The Naughtiest Girl Again
- First edition
- Author: Enid Blyton
- Illustrator: W. Lindsay Cable
- Language: English
- Series: The Naughtiest Girl series
- Genre: School
- Publisher: George Newnes Ltd
- Publication date: 1942
- Publication place: United Kingdom
- Preceded by: The Naughtiest Girl in the School
- Followed by: The Naughtiest Girl is a Monitor

= The Naughtiest Girl Again =

Novel by Enid Blyton

The Naughtiest Girl Again is the second novel in The Naughtiest Girl series of novels by Enid Blyton. It is about older and not-so-spoiled Elizabeth Allen is in her second term at Whyteleafe School.

==Plot==
Elizabeth Allen, older and no longer having a spoiled personality, goes on to her second term at Whyteleafe School. She makes two enemies, Robert and Kathleen. Robert is a bully and Kathleen plays mean tricks on Jenny and Elizabeth. Elizabeth does not want to misbehave again, but someone tries to make sure that she does not forget her nickname of 'The Naughtiest Girl in the School'. Elizabeth tries to hunt down the sneak who is playing tricks on her and her friend Joan, leading to many adventures.

==New characters==
- Kathleen:
She is described as a mean, ugly girl who is jealous of others because of their good looks. She plays spiteful tricks on Elizabeth and Jenny and almost runs away due to the consequences. But in the end she overcomes her flaws and becomes more likeable.

- Jenny:
Jenny is a nice girl. She has a talent for mimicking others, she accidentally mimics Mamzelle scolding Kathleen, which encourages Kathleen play tricks on her. She is also very fond of white mice.

- Robert:
Robert is the main antagonist of the book, he was a bully because he had been jealous of his younger brothers, who has been given more attention, and everyone forgot about him. He is also fond of riding and is in charge of horses.
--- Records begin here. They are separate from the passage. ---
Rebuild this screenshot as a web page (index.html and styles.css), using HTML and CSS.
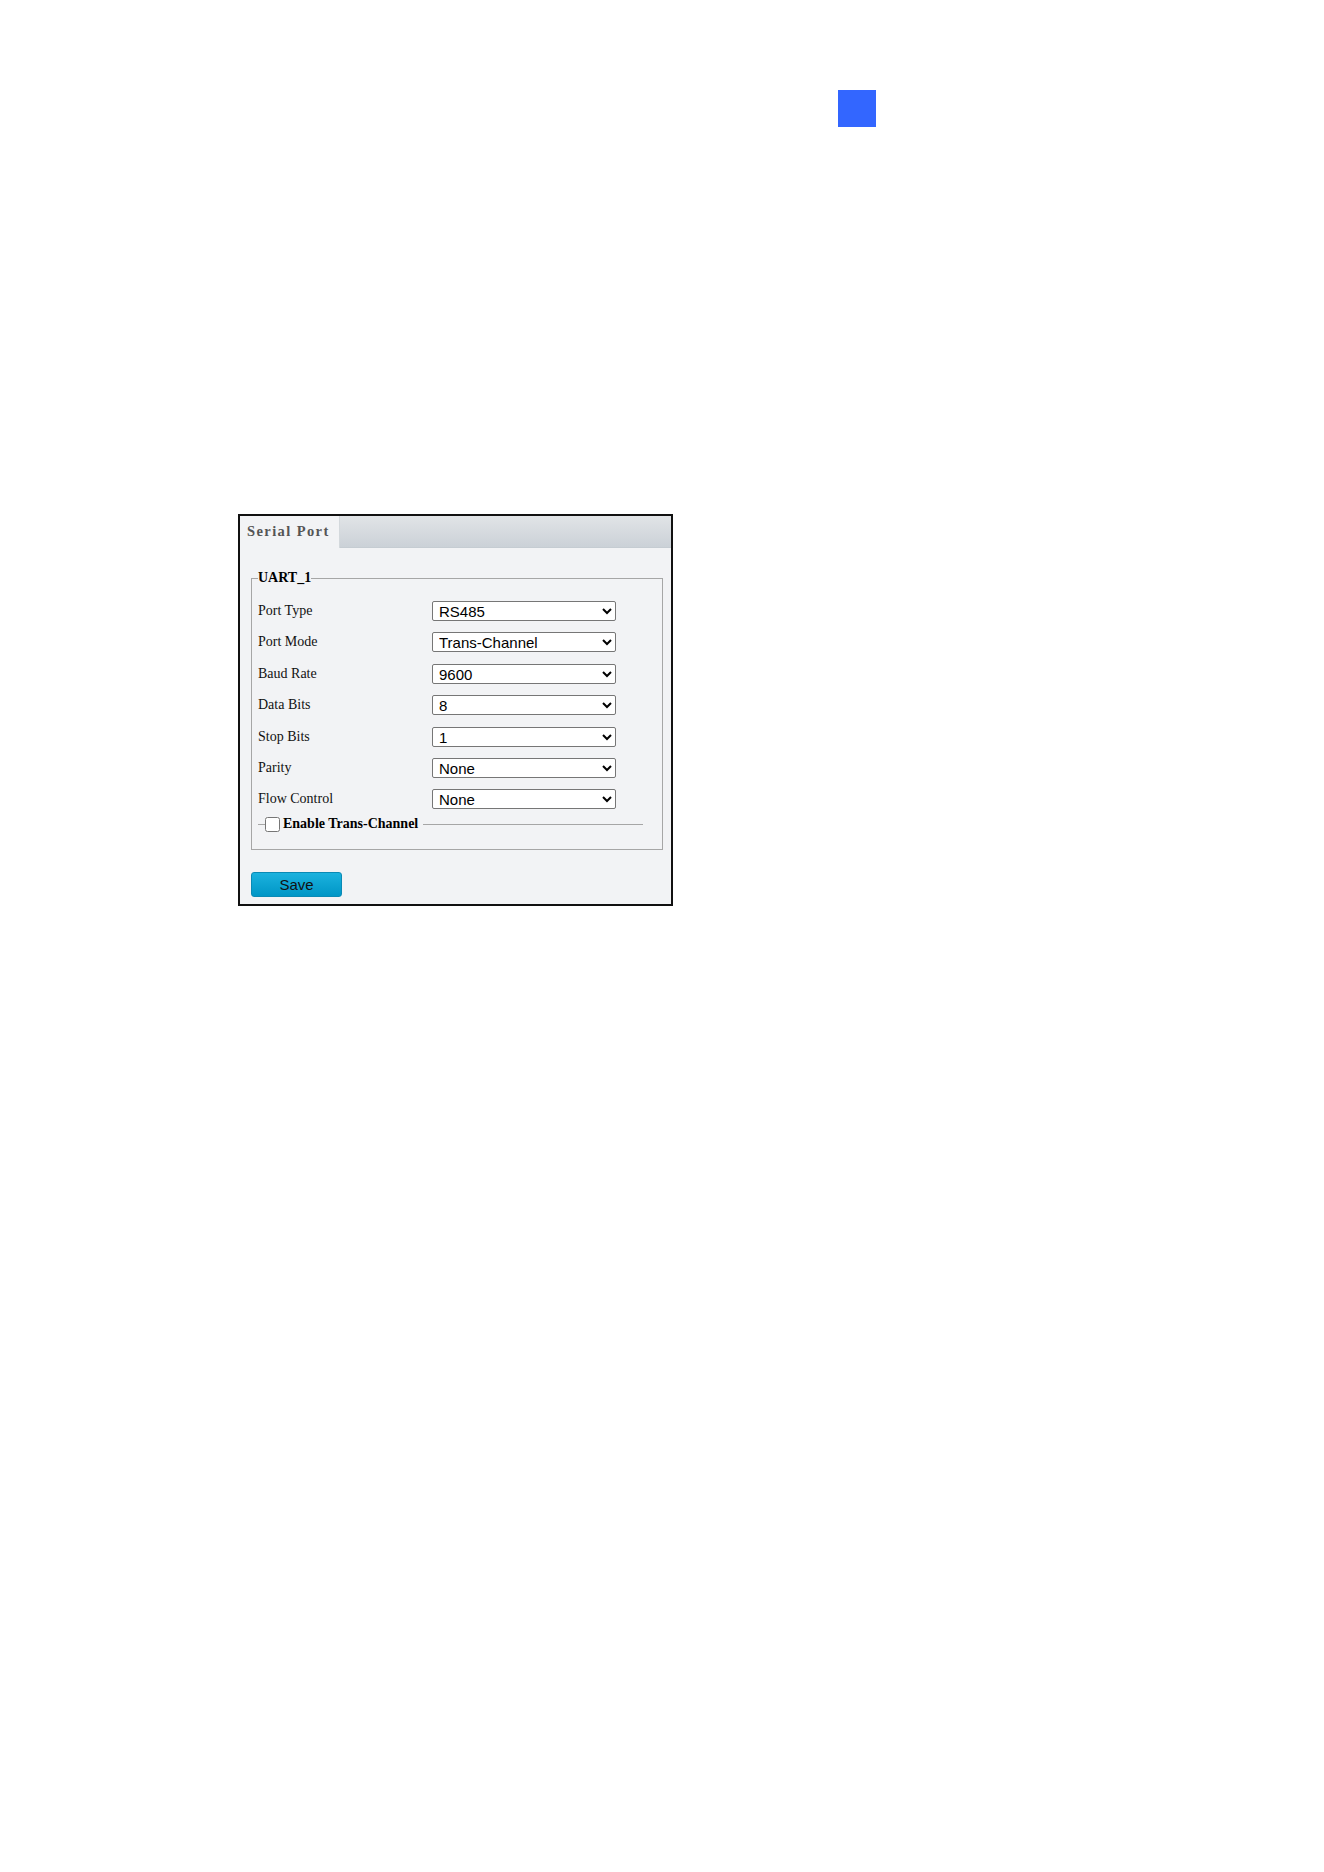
FILE: index.html
```html
<!DOCTYPE html>
<html lang="en">
<head>
    <meta charset="UTF-8">
    <title>Serial Port</title>
    <link rel="stylesheet" href="styles.css">
</head>
<body>
<div class="page">
    <div class="chapter-mark"></div>

    <div class="panel">
        <div class="tabs">
            <div class="tab active">Serial Port</div>
            <div class="tab-rest"></div>
        </div>

        <form class="panel-body" onsubmit="return false">
            <fieldset class="group">
                <legend>UART_1</legend>
                <div class="rows">
                    <label for="port-type">Port Type</label>
                    <select id="port-type"><option>RS485</option></select>

                    <label for="port-mode">Port Mode</label>
                    <select id="port-mode"><option>Trans-Channel</option></select>

                    <label for="baud-rate">Baud Rate</label>
                    <select id="baud-rate"><option>9600</option></select>

                    <label for="data-bits">Data Bits</label>
                    <select id="data-bits"><option>8</option></select>

                    <label for="stop-bits">Stop Bits</label>
                    <select id="stop-bits"><option>1</option></select>

                    <label for="parity">Parity</label>
                    <select id="parity"><option>None</option></select>

                    <label for="flow-control">Flow Control</label>
                    <select id="flow-control"><option>None</option></select>
                </div>

                <div class="sub-group">
                    <span class="rule short"></span>
                    <input type="checkbox" id="trans-channel">
                    <label for="trans-channel">Enable Trans-Channel</label>
                    <span class="rule"></span>
                </div>
            </fieldset>

            <button type="submit" class="btn-save">Save</button>
        </form>
    </div>
</div>
</body>
</html>
```

FILE: styles.css
```css
body {
    margin: 0;
    background: #fff;
    font-family: "Liberation Serif", "Times New Roman", serif;
}

.page {
    width: 1324px;
    height: 1872px;
    padding-top: 90px;
    box-sizing: border-box;
}

.chapter-mark {
    width: 38px;
    height: 37px;
    margin-left: 838px;
    background-color: #3366ff;
}

.panel {
    width: 435px;
    height: 392px;
    margin: 387px 0 0 238px;
    box-sizing: border-box;
    border: 2px solid #111;
    background-color: #f2f3f5;
}

.tabs {
    display: flex;
    height: 32px;
}
.tab {
    width: 100px;
    box-sizing: border-box;
    padding-left: 7px;
    line-height: 30px;
    font-size: 14.5px;
    font-weight: bold;
    letter-spacing: 1.4px;
    color: #555;
    background-color: #f2f3f5;
    border-right: 1px solid #d3d8dc;
}
.tab-rest {
    flex: 1;
    background: linear-gradient(#e1e4e7, #cbd1d7);
    border-bottom: 1px solid #c5ccd2;
}

.panel-body {
    padding: 22px 8px 0 11px;
}

.group {
    margin: 0;
    padding: 15px 6px 17px 6px;
    border: 1px solid #a6a6a6;
}
.group legend {
    padding: 0;
    font-size: 14px;
    font-weight: bold;
    color: #000;
}

.rows {
    display: grid;
    grid-template-columns: 174px 184px;
    grid-auto-rows: 20px;
    row-gap: 11.4px;
    align-items: center;
}
.rows label {
    font-size: 14px;
    color: #111;
}
.rows select {
    height: 20px;
    padding: 0 0 0 2px;
    font-family: "Liberation Sans", Arial, sans-serif;
    font-size: 15px;
    color: #000;
    background-color: #fff;
    border: 1px solid #767676;
    border-radius: 2px;
}

.sub-group {
    display: flex;
    align-items: center;
    margin-top: 7px;
    padding-right: 13px;
}
.sub-group .rule {
    flex: 1;
    height: 1px;
    margin-left: 5px;
    background-color: #a6a6a6;
}
.sub-group .rule.short {
    flex: none;
    width: 7px;
    margin: 0;
}
.sub-group input[type="checkbox"] {
    width: 15px;
    height: 15px;
    margin: 0 3px 0 0;
}
.sub-group label {
    font-size: 14px;
    font-weight: bold;
    color: #000;
}

.btn-save {
    display: block;
    width: 91px;
    height: 25px;
    margin: 22px 0 0 0;
    padding: 0;
    font-family: "Liberation Sans", Arial, sans-serif;
    font-size: 15px;
    color: #111;
    background: linear-gradient(#1bb2de, #0096c6);
    border: 1px solid #0a8ab5;
    border-radius: 3px;
    cursor: pointer;
}
```
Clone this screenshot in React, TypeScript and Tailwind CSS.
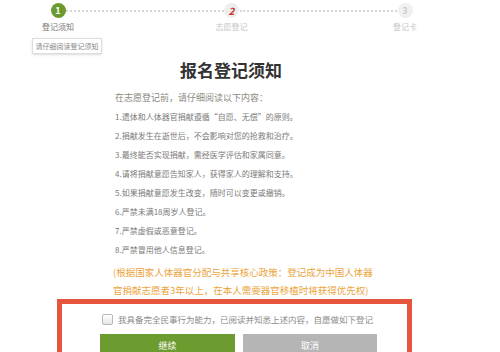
import React from "react";

const steps = [
  { n: "1", label: "登记须知", state: "done" },
  { n: "2", label: "志愿登记", state: "current" },
  { n: "3", label: "登记卡", state: "todo" },
];

const rules = [
  "1.遗体和人体器官捐献遵循“自愿、无偿”的原则。",
  "2.捐献发生在逝世后，不会影响对您的抢救和治疗。",
  "3.最终能否实现捐献，需经医学评估和家属同意。",
  "4.请将捐献意愿告知家人，获得家人的理解和支持。",
  "5.如果捐献意愿发生改变，随时可以变更或撤销。",
  "6.严禁未满18周岁人登记。",
  "7.严禁虚假或恶意登记。",
  "8.严禁冒用他人信息登记。",
];

const StepCircle = ({ n, state }: { n: string; state: string }) => {
  if (state === "done")
    return (
      <div className="w-[15px] h-[15px] rounded-full bg-[#6b9a30] flex items-center justify-center text-white text-[9px] font-bold">
        {n}
      </div>
    );
  if (state === "current")
    return (
      <div className="w-[15px] h-[15px] rounded-full bg-[#eeeeee] flex items-center justify-center text-[#c6362c] text-[10px] font-bold italic">
        {n}
      </div>
    );
  return (
    <div className="w-[15px] h-[15px] rounded-full bg-[#f0f0f0] flex items-center justify-center text-[#cccccc] text-[9px] font-bold">
      {n}
    </div>
  );
};

const App = () => {
  return (
    <div
      className="w-[500px] h-[352px] overflow-hidden bg-white"
      style={{ fontFamily: '"Noto Sans CJK SC", "Noto Sans", sans-serif' }}
    >
      {/* stepper */}
      <div className="flex ml-[38px] w-[387px] pt-[3px]">
        {steps.map((s, i) => (
          <React.Fragment key={s.n}>
            {i > 0 && (
              <div className="flex-1 -mx-[12px] mt-[7px] h-0 border-t-2 border-dotted border-[#d6d6d6]" />
            )}
            <div className="w-[40px] flex flex-col items-center relative z-10">
              <StepCircle n={s.n} state={s.state} />
              <p
                className={
                  "mt-[4px] text-[8px] leading-[10px] whitespace-nowrap " +
                  (s.state === "done" ? "text-[#777777]" : "text-[#c4c4c4]")
                }
              >
                {s.label}
              </p>
            </div>
          </React.Fragment>
        ))}
      </div>
      <div className="ml-[32px] mt-[6px] w-[70px] h-[16px] border border-[#dddddd] flex items-center justify-center text-[7px] text-[#888888] whitespace-nowrap shadow-sm">
        请仔细阅读登记须知
      </div>

      {/* title */}
      <h1 className="w-[462px] mt-[6px] text-center text-[17px] leading-[20px] font-bold text-[#333333]">
        报名登记须知
      </h1>

      {/* notice */}
      <div className="ml-[115px] mt-[8px]">
        <p className="text-[9px] leading-[19px] text-[#8c8a7e]">
          在志愿登记前，请仔细阅读以下内容：
        </p>
        {rules.map((r) => (
          <p key={r} className="text-[8px] leading-[19px] text-[#7a7a7a] whitespace-nowrap">
            {r}
          </p>
        ))}
        <p className="-ml-[2px] mt-[4px] text-[9.5px] leading-[18px] text-[#eba43c] whitespace-nowrap">
          (根据国家人体器官分配与共享核心政策：登记成为中国人体器
          <br />
          官捐献志愿者3年以上，在本人需要器官移植时将获得优先权)
        </p>
      </div>

      {/* consent box */}
      <div className="ml-[57px] w-[355px] border-[5px] border-[#e4553b] pt-[8px] pb-[6px]">
        <label className="flex items-center ml-[40px] h-[14px]">
          <span className="w-[11px] h-[11px] rounded-[2px] border border-[#b8b8b8] bg-gradient-to-b from-white to-[#e6e6e6]" />
          <span className="ml-[5px] text-[8.5px] text-[#8a8a8a] whitespace-nowrap">
            我具备完全民事行为能力，已阅读并知悉上述内容，自愿做如下登记
          </span>
        </label>
        <div className="flex ml-[38px] mt-[8px] gap-[8px]">
          <button className="w-[135px] h-[24px] bg-[#6c9b2f] text-white text-[9px] flex items-center justify-center">
            继续
          </button>
          <button className="w-[134px] h-[24px] bg-[#b5b5b5] text-white text-[9px] flex items-center justify-center">
            取消
          </button>
        </div>
      </div>
    </div>
  );
};

export default App;
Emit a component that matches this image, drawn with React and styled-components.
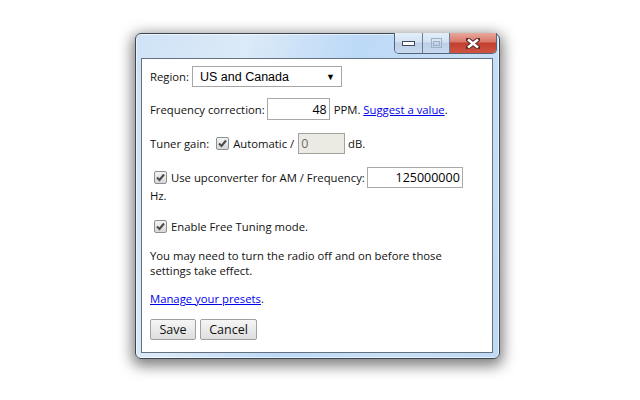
import React from 'react';
import styled, { createGlobalStyle } from 'styled-components';

const GlobalStyle = createGlobalStyle`
  html, body {
    margin: 0;
    background: #fff;
  }
`;

const Page = styled.div`
  padding: 33px 0 0 135px;
  height: 400px;
  box-sizing: border-box;
`;

const Window = styled.div`
  width: 365px;
  height: 326px;
  box-sizing: border-box;
  border: 1px solid #3e4651;
  border-radius: 6px;
  background: linear-gradient(105deg, #cfe2f6 0%, #dceaf8 25%, #bcd9f7 50%, #c9e0f6 75%, #bed9f4 100%);
  box-shadow: 0 4px 14px 3px rgba(0, 0, 0, 0.5), inset 0 0 0 1px rgba(255, 255, 255, 0.6);
  display: flex;
  flex-direction: column;
`;

const TitleBar = styled.div`
  height: 27px;
  display: flex;
  justify-content: flex-end;
  align-items: flex-start;
  padding-right: 2px;
`;

const CaptionGroup = styled.div`
  display: flex;
  margin-top: -1px;
  height: 20px;
  border: 1px solid #55657a;
  border-top: none;
  border-radius: 0 0 5px 5px;
  overflow: hidden;
`;

const CaptionButton = styled.div`
  width: ${(p) => p.$w}px;
  height: 100%;
  display: flex;
  align-items: center;
  justify-content: center;
  box-sizing: border-box;
  border-left: ${(p) => (p.$first ? 'none' : '1px solid #6b7b90')};
  background: ${(p) =>
    p.$close
      ? 'linear-gradient(#e8a89c 0%, #d8786a 45%, #c23f2f 50%, #cf5441 100%)'
      : 'linear-gradient(#e4eef9 0%, #d3e2f2 45%, #bccfe6 50%, #c8daee 100%)'};
`;

const Pane = styled.div`
  flex: 1;
  margin: 0 6px 5px 5px;
  border: 1px solid #66717f;
  background: #fff;
  padding: 7px 8px 0 8px;
  font-family: 'Segoe UI', 'Open Sans', sans-serif;
  font-size: 11.3px;
  color: #111;
`;

const Row = styled.div`
  display: flex;
  align-items: center;
  min-height: ${(p) => p.$h || 22}px;
  margin-bottom: ${(p) => p.$mb ?? 12}px;
  white-space: pre;
`;

const Block = styled.div`
  margin: ${(p) => p.$mt ?? 0}px 0 ${(p) => p.$mb ?? 12}px;
  line-height: 15px;
`;

const Select = styled.div`
  margin-left: 3px;
  width: 150px;
  height: 21px;
  box-sizing: border-box;
  border: 1px solid #a6a6a6;
  display: flex;
  align-items: center;
  justify-content: space-between;
  padding: 0 6px 0 7px;
  font-family: 'Liberation Sans', Arial, sans-serif;
  font-size: 12.5px;
  color: #000;
`;

const Arrow = styled.span`
  font-size: 9px;
`;

const TextBox = styled.div`
  width: ${(p) => p.$w}px;
  height: ${(p) => p.$h || 22}px;
  box-sizing: border-box;
  border: 1px solid ${(p) => (p.$disabled ? '#a3a39d' : '#a9a9a9')};
  background: ${(p) => (p.$disabled ? '#ebebe4' : '#fff')};
  color: ${(p) => (p.$disabled ? '#6d6d6d' : '#000')};
  display: flex;
  align-items: center;
  justify-content: ${(p) => (p.$left ? 'flex-start' : 'flex-end')};
  padding: 0 2px;
  font-size: 12.5px;
  margin: 0 ${(p) => p.$mr ?? 4}px 0 ${(p) => p.$ml ?? 2}px;
`;

const Check = styled.span`
  width: 13px;
  height: 13px;
  box-sizing: border-box;
  border: 1px solid #8e8f8f;
  border-radius: 2px;
  background: linear-gradient(#f4f4f4, #d6d6d6);
  display: inline-flex;
  align-items: center;
  justify-content: center;
  margin: 0 4px 0 ${(p) => p.$ml ?? 0}px;
`;

const Link = styled.a`
  color: #0000ee;
  text-decoration: underline;
  cursor: pointer;
`;

const Button = styled.button`
  height: 21px;
  padding: 0 6px;
  margin-right: 4px;
  border: 1px solid #a0a0a0;
  border-radius: 2px;
  background: linear-gradient(#f6f6f6, #dedede);
  font-family: 'Segoe UI', 'Open Sans', sans-serif;
  font-size: 12.5px;
  color: #111;
  width: ${(p) => p.$w}px;
`;

function CheckBox({ ml }) {
  return (
    <Check $ml={ml}>
      <svg width="9" height="9" viewBox="0 0 9 9">
        <path d="M1 4.5 L3.5 7 L8 1.5" fill="none" stroke="#4a4a4a" strokeWidth="2" />
      </svg>
    </Check>
  );
}

export default function App() {
  return (
    <>
      <GlobalStyle />
      <Page>
        <Window>
          <TitleBar>
            <CaptionGroup>
              <CaptionButton $w={27} $first>
                <svg width="13" height="6" viewBox="0 0 13 6">
                  <rect x="0.5" y="1.5" width="12" height="4" fill="#fff" stroke="#3d4b5e" />
                </svg>
              </CaptionButton>
              <CaptionButton $w={27}>
                <svg width="11" height="10" viewBox="0 0 11 10">
                  <rect x="0.5" y="0.5" width="10" height="9" fill="none" stroke="#9fb0c6" />
                  <rect x="2.5" y="3.5" width="6" height="4" fill="none" stroke="#9fb0c6" />
                </svg>
              </CaptionButton>
              <CaptionButton $w={47} $close>
                <svg width="14" height="11" viewBox="0 0 14 11">
                  <path d="M2 1.5 L12 9.5 M12 1.5 L2 9.5" stroke="#5a2a24" strokeWidth="4.5" strokeLinecap="round" />
                  <path d="M2 1.5 L12 9.5 M12 1.5 L2 9.5" stroke="#fff" strokeWidth="2.5" />
                </svg>
              </CaptionButton>
            </CaptionGroup>
          </TitleBar>
          <Pane>
            <Row $h={21} $mb={11}>
              Region:
              <Select>
                US and Canada
                <Arrow>▼</Arrow>
              </Select>
            </Row>
            <Row $h={22} $mb={13}>
              Frequency correction:
              <TextBox $w={63}>48</TextBox>
              PPM. <Link>Suggest a value</Link>.
            </Row>
            <Row $h={21} $mb={13}>
              Tuner gain:
              <CheckBox ml={7} />
              Automatic /
              <TextBox $w={47} $h={21} $left $disabled $ml={4} $mr={0}>0</TextBox>
              {' dB.'}
            </Row>
            <Row $h={21} $mb={0}>
              <CheckBox ml={4} />
              Use upconverter for AM / Frequency:
              <TextBox $w={96} $h={21}>125000000</TextBox>
            </Row>
            <Block $mb={15}>Hz.</Block>
            <Row $h={16} $mb={14}>
              <CheckBox ml={4} />
              Enable Free Tuning mode.
            </Row>
            <Block $mb={13}>
              You may need to turn the radio off and on before those
              <br />
              settings take effect.
            </Block>
            <Block $mb={13}>
              <Link>Manage your presets</Link>.
            </Block>
            <Row $h={21}>
              <Button $w={46}>Save</Button>
              <Button $w={57}>Cancel</Button>
            </Row>
          </Pane>
        </Window>
      </Page>
    </>
  );
}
He changes his attitude and becomes a friend of Elizabeth's.

== Reception ==
Cassandra Jardine suggested in The Daily Telegraph in 2011 that Blyton's tendency to make "bludgeoning pronouncements" might make her unappealing to a modern audience, citing as an example the "high moral tone" in the following passage from The Naughtiest Girl Again:Poor Elizabeth… she had come to see that good behaviour was best not only for herself but for the whole school too.Similarly, Harry Wallop wrote in the same newspaper in 2014 that he found The Naughtiest Girl Again to be unacceptable reading for his daughter, citing a passage in which the head girl Rita berates the character Kathleen for eating too many sweets and not brushing her hair enough.